Below, I provide a short list of the missprints I have spotted:
\begin{itemize}
\item Page 9 and several instances that follow. The authors speak of the number of Eigenvalues as a way to count dimensionality. I would suggest to rather speak of the
number of Eigenvalues counted with multiplicities.
\item Eq (33). I would suggest to use a slightly different notation for the Fourier transforms of the fermion operators. For instance, to change the letter c typography.
That should lead to more clarity.
\item Discussion below (69). Taken the overall level of detail given in the lecture notes, I would suggest to provide more explicit details on the content of the paragraph.
\item I think it is rather Hermitian than Hermitean
\item "Unfortunately, the computer will produce eigenvectors associated with the degenerate zero-energy eigenvalues which do
not have the structure alluded at in Eq" I think that this statement strongly depends on the routine adopted by the computer. Maybe some more
explanation of the origin of this problem would be interesting.

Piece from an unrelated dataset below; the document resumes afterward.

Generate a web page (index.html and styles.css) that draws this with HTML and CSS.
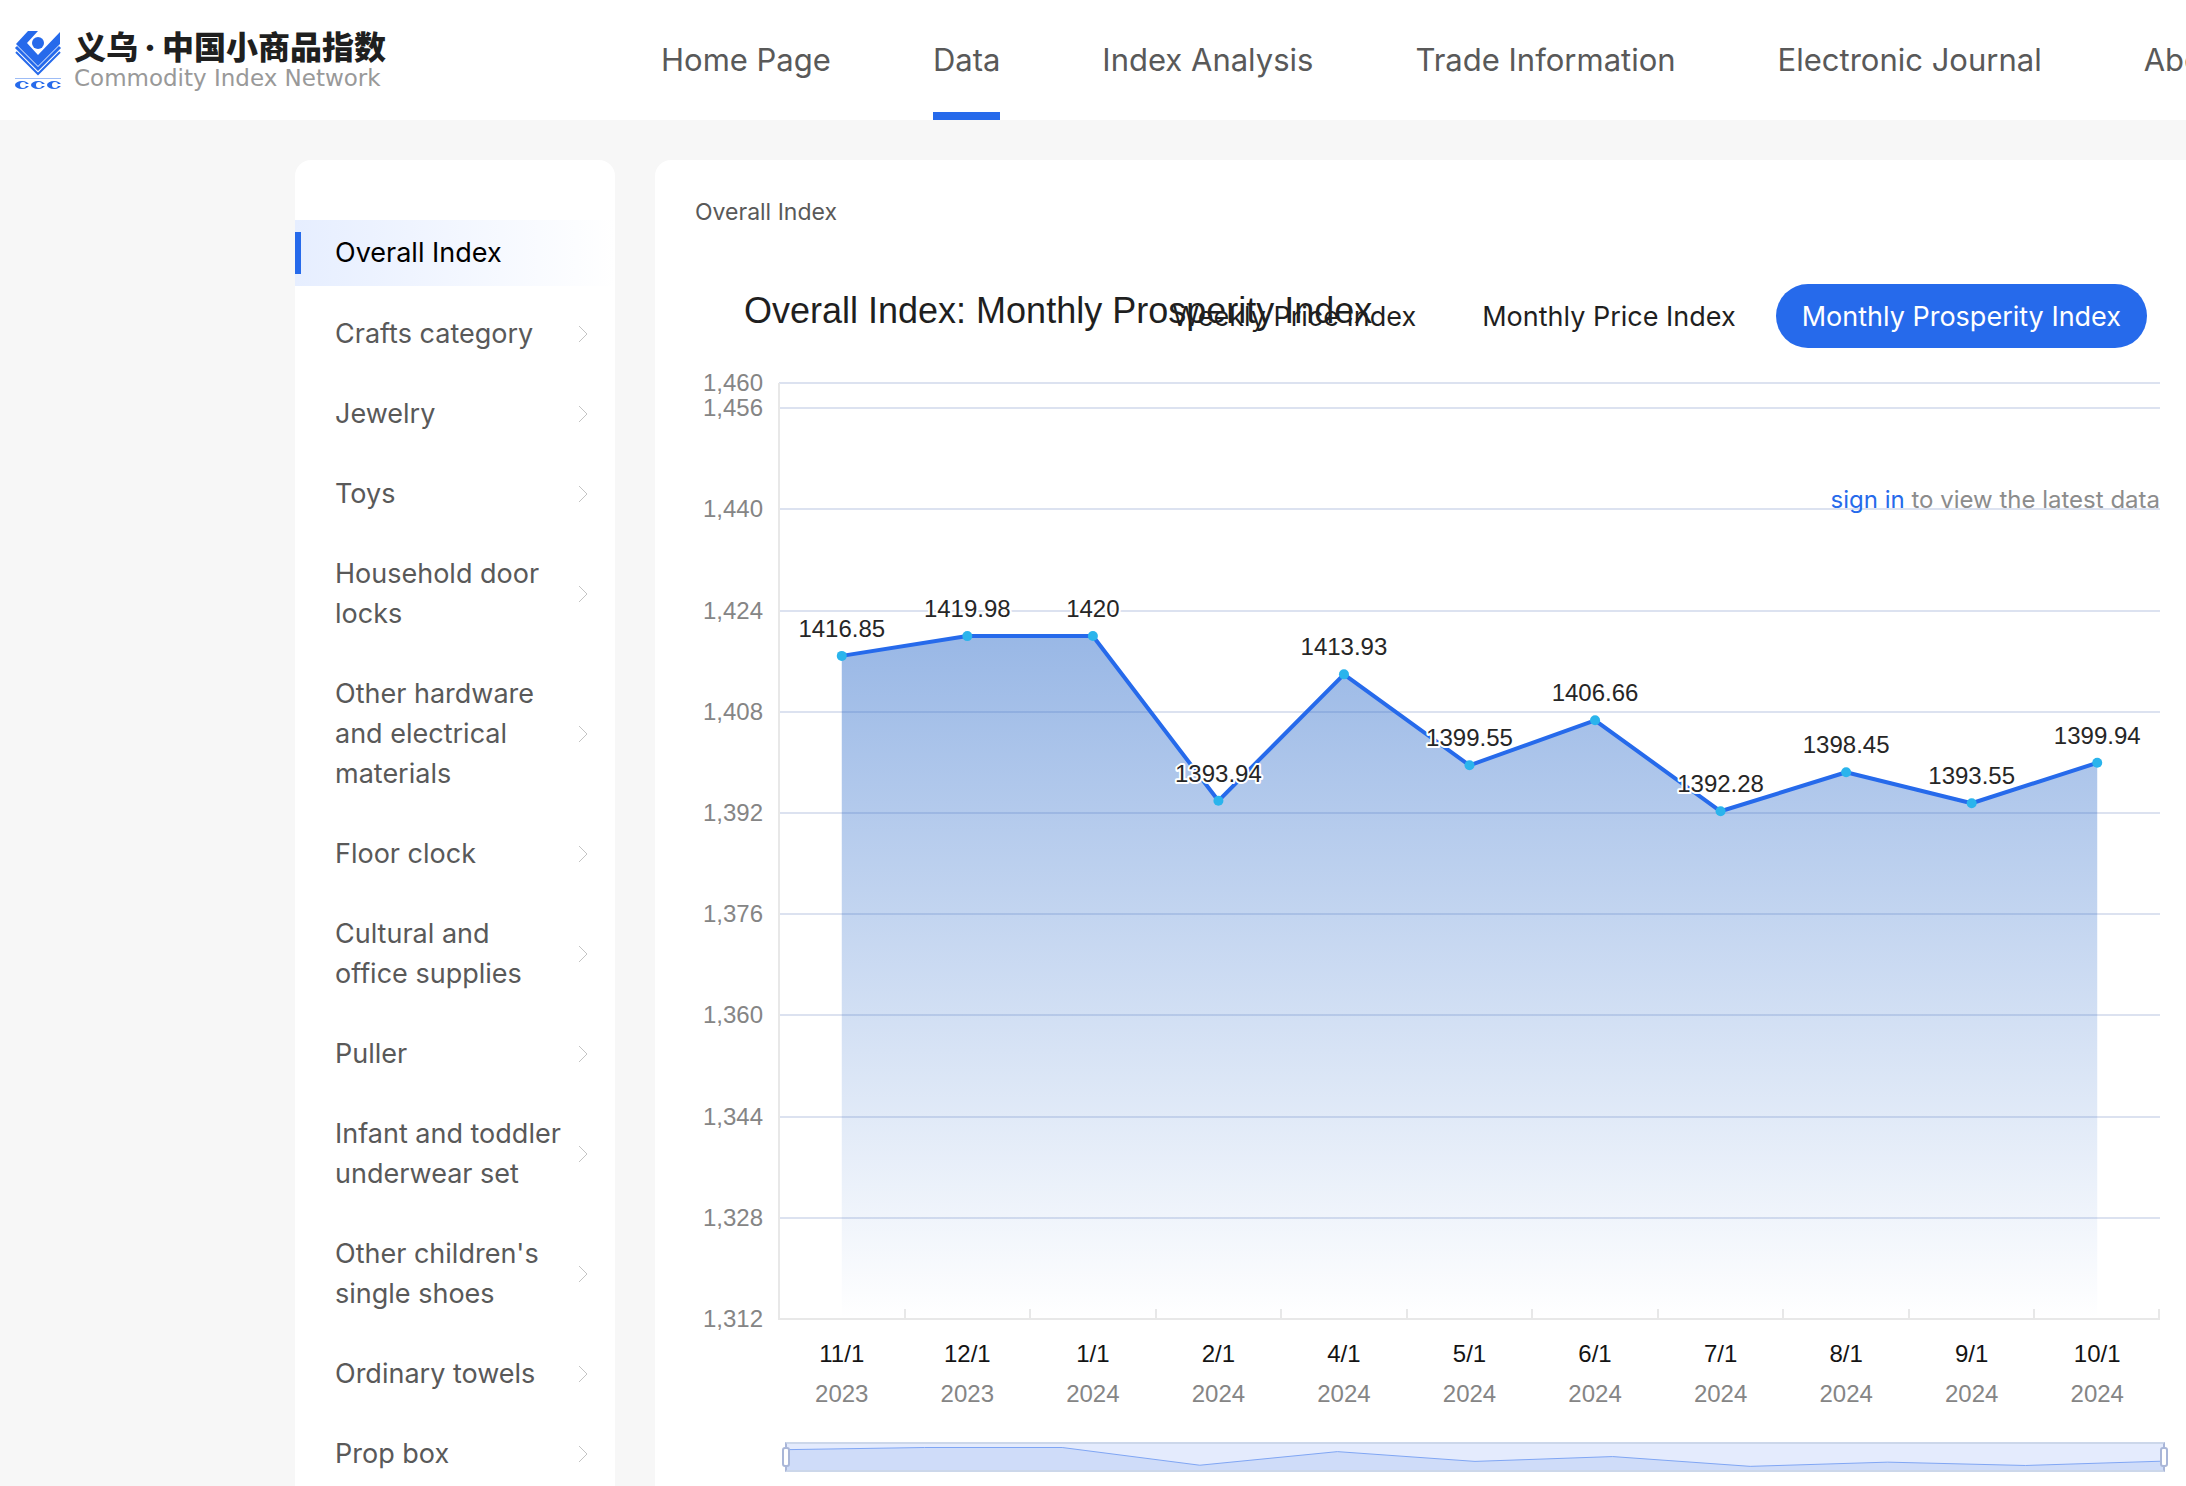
FILE: index.html
```html
<!DOCTYPE html>
<html lang="en">
<head>
<meta charset="utf-8">
<meta name="viewport" content="width=device-width, initial-scale=1">
<title>Overall Index - Commodity Index Network</title>
<link rel="stylesheet" href="styles.css">
</head>
<body>
<header class="header">
  <a class="brand" href="#">
    <svg class="brand-mark" viewBox="0 0 48 60" aria-hidden="true">
      <path fill="#266aeb" d="M2 14 L14 1 H24 L13 13 L24 25 L46 2 V14 L24 36 Z"/>
      <circle cx="24" cy="13" r="6" fill="#266aeb"/>
      <path fill="none" stroke="#266aeb" stroke-width="3" d="M2 17 L24 39 L46 17"/>
      <path fill="none" stroke="#266aeb" stroke-width="2" d="M2 22 L24 44 L46 22"/>
      <path fill="#9dbcf6" d="M1 48h46v1H1z"/>
      <g fill="#266aeb"><ellipse cx="8" cy="55" rx="7" ry="4"/><ellipse cx="24" cy="55" rx="7" ry="4"/><ellipse cx="40" cy="55" rx="7" ry="4"/></g>
      <g fill="#fff"><circle cx="9" cy="55" r="3"/><circle cx="25" cy="55" r="3"/><circle cx="41" cy="55" r="3"/><path d="M12 54h3v2h-3zM28 54h3v2h-3zM44 54h3v2h-3z"/></g>
    </svg>
    <span class="brand-text">
      <span class="brand-cn" lang="zh">义乌<span class="brand-dot">·</span>中国小商品指数</span>
      <span class="brand-en">Commodity Index Network</span>
    </span>
  </a>
  <nav class="nav">
    <a href="#">Home Page</a>
    <a href="#" class="is-active" aria-current="page">Data</a>
    <a href="#">Index Analysis</a>
    <a href="#">Trade Information</a>
    <a href="#">Electronic Journal</a>
    <a href="#">About Us</a>
  </nav>
</header>

<div class="content">
  <nav class="sidebar" aria-label="Categories">
    <a class="item is-current" href="#">Overall Index</a>
    <a class="item" href="#"><span>Crafts category</span><svg class="chev" viewBox="0 0 10 18"><path d="M1 1l8 8-8 8"/></svg></a>
    <a class="item" href="#"><span>Jewelry</span><svg class="chev" viewBox="0 0 10 18"><path d="M1 1l8 8-8 8"/></svg></a>
    <a class="item" href="#"><span>Toys</span><svg class="chev" viewBox="0 0 10 18"><path d="M1 1l8 8-8 8"/></svg></a>
    <a class="item" href="#"><span>Household door locks</span><svg class="chev" viewBox="0 0 10 18"><path d="M1 1l8 8-8 8"/></svg></a>
    <a class="item" href="#"><span>Other hardware and electrical materials</span><svg class="chev" viewBox="0 0 10 18"><path d="M1 1l8 8-8 8"/></svg></a>
    <a class="item" href="#"><span>Floor clock</span><svg class="chev" viewBox="0 0 10 18"><path d="M1 1l8 8-8 8"/></svg></a>
    <a class="item" href="#"><span>Cultural and office supplies</span><svg class="chev" viewBox="0 0 10 18"><path d="M1 1l8 8-8 8"/></svg></a>
    <a class="item" href="#"><span>Puller</span><svg class="chev" viewBox="0 0 10 18"><path d="M1 1l8 8-8 8"/></svg></a>
    <a class="item" href="#"><span>Infant and toddler underwear set</span><svg class="chev" viewBox="0 0 10 18"><path d="M1 1l8 8-8 8"/></svg></a>
    <a class="item" href="#"><span>Other children's single shoes</span><svg class="chev" viewBox="0 0 10 18"><path d="M1 1l8 8-8 8"/></svg></a>
    <a class="item" href="#"><span>Ordinary towels</span><svg class="chev" viewBox="0 0 10 18"><path d="M1 1l8 8-8 8"/></svg></a>
    <a class="item" href="#"><span>Prop box</span><svg class="chev" viewBox="0 0 10 18"><path d="M1 1l8 8-8 8"/></svg></a>
  </nav>

  <main class="panel">
    <p class="breadcrumb">Overall Index</p>
    <section class="chart-box">
      <h1 class="chart-title">Overall Index: Monthly Prosperity Index</h1>
      <div class="tabs">
        <button type="button" class="tab">Weekly Price Index</button>
        <button type="button" class="tab">Monthly Price Index</button>
        <button type="button" class="tab is-selected" aria-pressed="true">Monthly Prosperity Index</button>
      </div>
      <svg class="chart" id="chart" role="img" aria-label="Monthly Prosperity Index"></svg>
      <p class="login-tip"><a href="#">sign in</a> to view the latest data</p>
      <div class="zoom">
        <svg class="zoom-preview" id="preview" viewBox="0 0 1000 26" preserveAspectRatio="none" aria-hidden="true"></svg>
        <input type="range" min="0" max="100" value="0" aria-label="Range start">
        <input type="range" min="0" max="100" value="100" aria-label="Range end">
      </div>
    </section>
  </main>
</div>
<script src="chart.js"></script>
</body>
</html>
```
FILE: styles.css
```css
* { box-sizing: border-box; }

body {
  margin: 0;
  height: 100vh;
  overflow: hidden;
  background: #f7f7f7;
  color: #1f1f1f;
  font-family: Inter, "Liberation Sans", "Noto Sans CJK SC", sans-serif;
}

a { color: inherit; text-decoration: none; }

.header {
  display: flex;
  height: 120px;
  background: #fff;
  overflow: hidden;
}

.brand {
  display: flex;
  flex: 0 0 661px;
  align-items: flex-start;
  gap: 12px;
  padding: 30px 0 0 14px;
}

.brand-mark { width: 48px; height: 60px; }

.brand-text { display: flex; flex-direction: column; white-space: nowrap; }

.brand-cn {
  font: 900 32px/30px "Noto Sans CJK SC", sans-serif;
}

.brand-dot {
  display: inline-block;
  width: 24px;
  font-family: Inter, sans-serif;
  line-height: 24px;
  text-align: center;
}

.brand-en {
  font: 400 23px/36px "DejaVu Sans", sans-serif;
  color: #999;
}

.nav { display: flex; gap: 102px; }

.nav a {
  font-size: 31px;
  line-height: 120px;
  color: #595959;
  white-space: nowrap;
}

.nav .is-active { box-shadow: inset 0 -8px #266aeb; }

.content {
  display: flex;
  align-items: stretch;
  gap: 40px;
  padding: 40px 0 0 295px;
}

.sidebar {
  flex: 0 0 320px;
  padding: 60px 0 40px;
  border-radius: 16px;
  background: #fff;
}

.item {
  display: flex;
  align-items: center;
  justify-content: space-between;
  padding: 20px 27px 20px 40px;
  color: #595959;
  font-size: 27px;
  line-height: 40px;
}

.item span { width: 230px; }

.item.is-current {
  height: 66px;
  margin-bottom: 8px;
  padding: 0 40px 0 34px;
  color: #000;
  background: linear-gradient(90deg, #e6eeff, #fff);
  justify-content: flex-start;
  gap: 34px;
}

.item.is-current::before {
  content: "";
  width: 6px;
  height: 42px;
  margin-left: -34px;
  background: #266aeb;
}

.chev { flex: none; width: 10px; height: 18px; fill: none; stroke: #c4c4c4; }

.panel {
  flex: 1;
  min-width: 0;
  padding: 30px 18px 0 40px;
  border-radius: 16px 0 0 0;
  background: #fff;
}

.breadcrumb {
  margin: 0 0 50px;
  font-size: 23px;
  line-height: 44px;
  color: #595959;
}

.chart-box { position: relative; }

.chart-title {
  position: absolute;
  left: 49px;
  top: 0;
  margin: 0;
  font: 400 36px/54px "Liberation Sans", sans-serif;
  white-space: nowrap;
}

.tabs {
  display: flex;
  justify-content: flex-end;
  gap: 14px;
  padding-right: 21px;
}

.tab {
  position: relative;
  height: 64px;
  padding: 0 26px;
  border: 0;
  border-radius: 32px;
  background: none;
  color: #1f1f1f;
  font: inherit;
  font-size: 27px;
  white-space: nowrap;
}

.tab.is-selected { background: #266aeb; color: #fff; }

.chart {
  display: block;
  width: 100%;
  height: 1094px;
  font: 24px "Liberation Sans", sans-serif;
}

.grid { stroke: #dce2f0; stroke-width: 2; }
.axis { fill: none; stroke: #e8e8e8; stroke-width: 2; }
.muted { fill: #858585; }
.month { fill: #141414; }
.line { fill: none; stroke: #266aeb; stroke-width: 4; stroke-linejoin: bevel; }
.dot { fill: #2ab4ec; }
.value { fill: #262626; stroke: #fff; stroke-width: 4; paint-order: stroke; stroke-linejoin: round; }

.login-tip {
  position: absolute;
  right: 8px;
  top: 200px;
  margin: 0;
  font-size: 24px;
  line-height: 32px;
  color: #8c8c8c;
}

.login-tip a { color: #266aeb; }

.zoom {
  position: relative;
  height: 30px;
  margin: 0 3px 0 90px;
  border: 2px solid #ccd7ea;
  border-left-color: #a9b6d8;
  border-right-color: #a9b6d8;
  background: #e4ebfd;
}

.zoom-preview { display: block; width: 100%; height: 26px; }
.preview-area { fill: #cfdcf9; }
.preview-line { fill: none; stroke: #80a6f4; stroke-width: 1; vector-effect: non-scaling-stroke; }

.zoom input {
  position: absolute;
  left: -5px;
  top: 3px;
  width: calc(100% + 10px);
  height: 20px;
  margin: 0;
  appearance: none;
  background: none;
  pointer-events: none;
}

.zoom input::-webkit-slider-thumb {
  appearance: none;
  width: 8px;
  height: 20px;
  border: 2px solid #a9b6d8;
  border-radius: 3px;
  background: #fff;
  pointer-events: auto;
}
```
FILE: chart.js
```js
const points = [
  ["11/1", 2023, 1416.85], ["12/1", 2023, 1419.98], ["1/1", 2024, 1420],
  ["2/1", 2024, 1393.94], ["4/1", 2024, 1413.93], ["5/1", 2024, 1399.55],
  ["6/1", 2024, 1406.66], ["7/1", 2024, 1392.28], ["8/1", 2024, 1398.45],
  ["9/1", 2024, 1393.55], ["10/1", 2024, 1399.94]
];
const ticks = [1460, 1456, 1440, 1424, 1408, 1392, 1376, 1360, 1344, 1328, 1312];
const TOP = 35, BOTTOM = 971, LEFT = 84;
const yOf = v => BOTTOM - (v - 1312) / 148 * (BOTTOM - TOP);

function draw() {
  const svg = document.getElementById("chart");
  const right = svg.clientWidth - 8;
  const step = (right - LEFT) / points.length;
  const xOf = i => LEFT + step * (i + 0.5);
  const path = points.map((p, i) => `${xOf(i)},${yOf(p[2])}`).join(" ");
  let out = `<defs><linearGradient id="fade" x1="0" y1="0" x2="0" y2="1">
    <stop offset="0" stop-color="#2667c9" stop-opacity=".47"/>
    <stop offset="1" stop-color="#2667c9" stop-opacity="0"/></linearGradient></defs>`;
  for (const t of ticks) {
    const y = Math.round(yOf(t));
    if (t > 1312) out += `<path class="grid" d="M${LEFT} ${y}H${right}"/>`;
    out += `<text class="muted" x="${LEFT - 16}" y="${y + 8}" text-anchor="end">${t.toLocaleString("en-US")}</text>`;
  }
  out += `<path class="axis" d="M${LEFT} ${TOP}V${BOTTOM}H${right}"/>`;
  points.forEach((p, i) => {
    const x = Math.round(LEFT + step * (i + 1)) - (i === points.length - 1 ? 1 : 0);
    out += `<path class="axis" d="M${x} ${BOTTOM - 10}V${BOTTOM}"/>`;
    out += `<text class="month" x="${xOf(i)}" y="1014" text-anchor="middle">${p[0]}</text>`;
    out += `<text class="muted" x="${xOf(i)}" y="1054" text-anchor="middle">${p[1]}</text>`;
  });
  out += `<polygon fill="url(#fade)" points="${path} ${xOf(points.length - 1)},${BOTTOM} ${xOf(0)},${BOTTOM}"/>`;
  out += `<polyline class="line" points="${path}"/>`;
  points.forEach((p, i) => { out += `<circle class="dot" cx="${xOf(i)}" cy="${yOf(p[2])}" r="5"/>`; });
  points.forEach((p, i) => {
    out += `<text class="value" x="${xOf(i)}" y="${yOf(p[2]) - 19}" text-anchor="middle">${p[2]}</text>`;
  });
  svg.innerHTML = out;
}

const mini = points.map((p, i) => `${i * 100},${3.5 + (1420 - p[2]) * 0.68}`).join(" ");
document.getElementById("preview").innerHTML =
  `<polygon class="preview-area" points="${mini} 1000,26 0,26"/><polyline class="preview-line" points="${mini}"/>`;

draw();
window.addEventListener("resize", draw);
```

\item Discussion around (114). Taken the overall level of detail given in the lecture notes, I would suggest to provide more explicit details on the derivation of (114). Here, the authors
could recall the central limit theorem and the convergence of averages and could explain a bit more the main steps.
\item I could not identify the definition of $\tau_L^{*}$ in the footnote of exercise 5 on page 40
\item "using" on page 49 is probably a typo
\item page 53, Section 10, paragraph 2 $\rho_{L} \hookrightarrow \rho_{l}$
\item $(t)$ is missing in the definition of $\mathbb{\Lambda}$, in the elements $\lambda_k$ as well as in the line below of (270).